Specific language impairment involves difficulties with language and, in particular, the repetition of nonsense words. Researchers analyzed CNTNAP2 function in 184 families with common language impairments; children with certain forms of the gene had certain difficulties with language, such as the repetition of nonsense words. It was found that FOXP2, which is mutated in people with a rare speech and language disorder, “directly regulates expression” of CNTNAP2. CNTNAP2 has also been linked to epilepsy, schizophrenia, and Tourette’s Syndrome and may not be specific only for language, but may also play a role in the early development of cognitive function. As noted in the Washington Post

“What skill in language-impaired children is this gene affecting?” said Dr. Karin Stromswold, author of an editorial accompanying the paper in the Nov. 6 issue of the New England Journal of Medicine. “There are a lot of reasons you can be language-impaired, excluding hearing loss and mental retardation.”
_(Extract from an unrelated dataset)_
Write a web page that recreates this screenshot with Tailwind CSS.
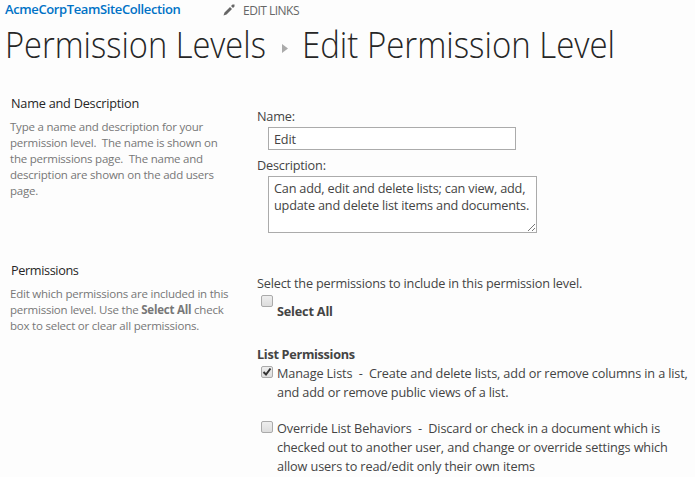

Many children with common language impairment also have motor impairment, so the gene could actually be affecting either core language or motor involvement, said Stromswold, a professor of psychology and member of the Rutgers University Center for Cognitive Science, in New Brunswick, N.J.

In their paper, the researchers suggest that “different components of autistic-spectrum disorders (communication deficits, impaired social interaction, and rigid or repetitive behaviors) may be under different genetic influences.”

Another study about autism genetics appears in the Journal of Medical Genetics and (as noted in the November 5th Vancouver Sun) suggests that disruptions in the gene, Contactin 4, stop the gene’s proper functioning and prevent the brain from making proper networks through the development of axons; the mutations are present from birth. 92 patients from 81 families with autism spectrum disorder participated and a whole genome analysis performed, and the results compared them to 560 people without autism. Three of the patients were found to have deletions or duplications of DNA that disrupted Contactin 4. In all the cases, these disruptions were inherited from fathers without a history of autism.